Please output every line of the material as it stands, without the pictures.
### DATA
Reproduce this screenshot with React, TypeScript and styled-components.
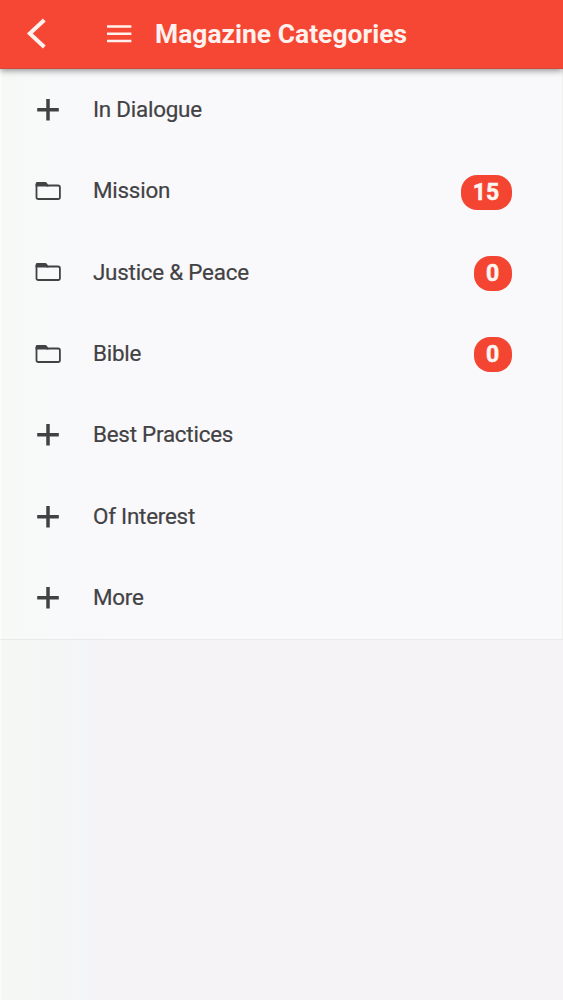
import React from 'react';
import styled, { createGlobalStyle } from 'styled-components';

const GlobalStyle = createGlobalStyle`
  * { box-sizing: border-box; }
  body {
    margin: 0;
    font-family: Roboto, "Liberation Sans", sans-serif;
    color: #424244;
  }
`;

const Screen = styled.div`
  display: flex;
  flex-direction: column;
  height: 1000px;
  overflow: hidden;
  background: linear-gradient(90deg, #fafbfa 1px, #f4f7f3 2px, #f3f6f5 60px, #f4f5f8 86px, #f5f3f6 98px);
`;

const Header = styled.header`
  display: flex;
  align-items: center;
  flex: none;
  height: 69px;
  padding-left: 26px;
  background: #f54733;
  border-bottom: 1px solid #d34a3a;
  box-shadow: 0 1px 7px rgba(0, 0, 0, 0.5);
  z-index: 1;
`;

const IconButton = styled.button<{ $gap: number }>`
  display: flex;
  margin: 0 ${(p) => p.$gap}px 0 0;
  padding: 0;
  border: 0;
  background: none;
  color: #fff1ed;
`;

const Title = styled.h1`
  margin: 0;
  font-size: 26.4px;
  line-height: 34px;
  font-weight: 700;
  letter-spacing: 0.03px;
  color: #fff1ed;
  white-space: nowrap;
`;

const List = styled.ul`
  flex: none;
  margin: 0;
  padding: 0;
  list-style: none;
  background: linear-gradient(90deg, #fcfdfc 1px, #f7f9f7 2px, #f8f9fa 60px, #f9f8fa 110px);
  border-bottom: 1px solid #e9e9eb;
  border-right: 1px solid #f0f0f1;
`;

const Row = styled.li`
  display: flex;
  align-items: center;
  height: 81.4px;
  padding: 0 50.5px 0 34px;
`;

const Label = styled.span`
  flex: 1;
  margin: -1.8px 0 0 31px;
  font-size: 22.4px;
  line-height: 30px;
  letter-spacing: -0.23px;
  -webkit-text-stroke: 0.2px currentColor;
`;

const Badge = styled.span`
  height: 35px;
  margin-top: 2.2px;
  padding: 0 12.3px;
  border-radius: 16px;
  background: #f44532;
  color: #fff5f1;
  font-size: 23px;
  line-height: 35px;
  font-weight: 700;
  -webkit-text-stroke: 0.5px currentColor;
`;

const BackIcon = () => (
  <svg width="20" height="32" viewBox="0 0 20 32" fill="none" stroke="currentColor" strokeWidth="4">
    <path d="M18.3 2 3.8 15.5 18.3 29" />
  </svg>
);

const MenuIcon = () => (
  <svg width="26" height="20" viewBox="0 0 26 20" fill="none" stroke="currentColor" strokeWidth="2.5">
    <path d="M1 2.6h24.4M1 9.8h24.4M1 17h24.4" />
  </svg>
);

const PlusIcon = () => (
  <svg width="28" height="28" viewBox="0 0 28 28" fill="none" stroke="currentColor" strokeWidth="3.5">
    <path d="M3.2 13.7h21.6M14 2.9v21.6" />
  </svg>
);

const FolderIcon = () => (
  <svg width="28" height="28" viewBox="0 0 28 28" fill="none" stroke="currentColor" strokeWidth="1.8">
    <path d="M2.5 8V7.2Q2.5 5.8 4 5.8H10.5Q12 5.8 12.5 7.2L13.2 8.5H24Q25.9 8.5 25.9 10.3V20.2Q25.9 22 24 22H4.4Q2.5 22 2.5 20.2Z" />
    <path d="M2.5 8.5V7.2Q2.5 5.8 4 5.8H10.5Q12 5.8 12.5 7.2L13.2 8.5Z" fill="currentColor" />
  </svg>
);

type Category = { name: string; count?: number };

const categories: Category[] = [
  { name: 'In Dialogue' },
  { name: 'Mission', count: 15 },
  { name: 'Justice & Peace', count: 0 },
  { name: 'Bible', count: 0 },
  { name: 'Best Practices' },
  { name: 'Of Interest' },
  { name: 'More' },
];

export default function App() {
  return (
    <Screen>
      <GlobalStyle />
      <Header>
        <IconButton $gap={60} aria-label="Back"><BackIcon /></IconButton>
        <IconButton $gap={23} aria-label="Menu"><MenuIcon /></IconButton>
        <Title>Magazine Categories</Title>
      </Header>
      <List>
        {categories.map(({ name, count }) => (
          <Row key={name}>
            {count === undefined ? <PlusIcon /> : <FolderIcon />}
            <Label>{name}</Label>
            {count !== undefined && <Badge>{count}</Badge>}
          </Row>
        ))}
      </List>
    </Screen>
  );
}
######
- **EXERCISE ANSWER**:
Reproduce this screenshot with React, TypeScript and styled-components.
import React from 'react';
import styled, { createGlobalStyle } from 'styled-components';

const GlobalStyle = createGlobalStyle`
  * { box-sizing: border-box; }
  body {
    margin: 0;
    font-family: Roboto, "Liberation Sans", sans-serif;
    color: #424244;
  }
`;

const Screen = styled.div`
  display: flex;
  flex-direction: column;
  height: 1000px;
  overflow: hidden;
  background: linear-gradient(90deg, #fafbfa 1px, #f4f7f3 2px, #f3f6f5 60px, #f4f5f8 86px, #f5f3f6 98px);
`;

const Header = styled.header`
  display: flex;
  align-items: center;
  flex: none;
  height: 69px;
  padding-left: 26px;
  background: #f54733;
  border-bottom: 1px solid #d34a3a;
  box-shadow: 0 1px 7px rgba(0, 0, 0, 0.5);
  z-index: 1;
`;

const IconButton = styled.button<{ $gap: number }>`
  display: flex;
  margin: 0 ${(p) => p.$gap}px 0 0;
  padding: 0;
  border: 0;
  background: none;
  color: #fff1ed;
`;

const Title = styled.h1`
  margin: 0;
  font-size: 26.4px;
  line-height: 34px;
  font-weight: 700;
  letter-spacing: 0.03px;
  color: #fff1ed;
  white-space: nowrap;
`;

const List = styled.ul`
  flex: none;
  margin: 0;
  padding: 0;
  list-style: none;
  background: linear-gradient(90deg, #fcfdfc 1px, #f7f9f7 2px, #f8f9fa 60px, #f9f8fa 110px);
  border-bottom: 1px solid #e9e9eb;
  border-right: 1px solid #f0f0f1;
`;

const Row = styled.li`
  display: flex;
  align-items: center;
  height: 81.4px;
  padding: 0 50.5px 0 34px;
`;

const Label = styled.span`
  flex: 1;
  margin: -1.8px 0 0 31px;
  font-size: 22.4px;
  line-height: 30px;
  letter-spacing: -0.23px;
  -webkit-text-stroke: 0.2px currentColor;
`;

const Badge = styled.span`
  height: 35px;
  margin-top: 2.2px;
  padding: 0 12.3px;
  border-radius: 16px;
  background: #f44532;
  color: #fff5f1;
  font-size: 23px;
  line-height: 35px;
  font-weight: 700;
  -webkit-text-stroke: 0.5px currentColor;
`;

const BackIcon = () => (
  <svg width="20" height="32" viewBox="0 0 20 32" fill="none" stroke="currentColor" strokeWidth="4">
    <path d="M18.3 2 3.8 15.5 18.3 29" />
  </svg>
);

const MenuIcon = () => (
  <svg width="26" height="20" viewBox="0 0 26 20" fill="none" stroke="currentColor" strokeWidth="2.5">
    <path d="M1 2.6h24.4M1 9.8h24.4M1 17h24.4" />
  </svg>
);

const PlusIcon = () => (
  <svg width="28" height="28" viewBox="0 0 28 28" fill="none" stroke="currentColor" strokeWidth="3.5">
    <path d="M3.2 13.7h21.6M14 2.9v21.6" />
  </svg>
);

const FolderIcon = () => (
  <svg width="28" height="28" viewBox="0 0 28 28" fill="none" stroke="currentColor" strokeWidth="1.8">
    <path d="M2.5 8V7.2Q2.5 5.8 4 5.8H10.5Q12 5.8 12.5 7.2L13.2 8.5H24Q25.9 8.5 25.9 10.3V20.2Q25.9 22 24 22H4.4Q2.5 22 2.5 20.2Z" />
    <path d="M2.5 8.5V7.2Q2.5 5.8 4 5.8H10.5Q12 5.8 12.5 7.2L13.2 8.5Z" fill="currentColor" />
  </svg>
);

type Category = { name: string; count?: number };

const categories: Category[] = [
  { name: 'In Dialogue' },
  { name: 'Mission', count: 15 },
  { name: 'Justice & Peace', count: 0 },
  { name: 'Bible', count: 0 },
  { name: 'Best Practices' },
  { name: 'Of Interest' },
  { name: 'More' },
];

export default function App() {
  return (
    <Screen>
      <GlobalStyle />
      <Header>
        <IconButton $gap={60} aria-label="Back"><BackIcon /></IconButton>
        <IconButton $gap={23} aria-label="Menu"><MenuIcon /></IconButton>
        <Title>Magazine Categories</Title>
      </Header>
      <List>
        {categories.map(({ name, count }) => (
          <Row key={name}>
            {count === undefined ? <PlusIcon /> : <FolderIcon />}
            <Label>{name}</Label>
            {count !== undefined && <Badge>{count}</Badge>}
          </Row>
        ))}
      </List>
    </Screen>
  );
}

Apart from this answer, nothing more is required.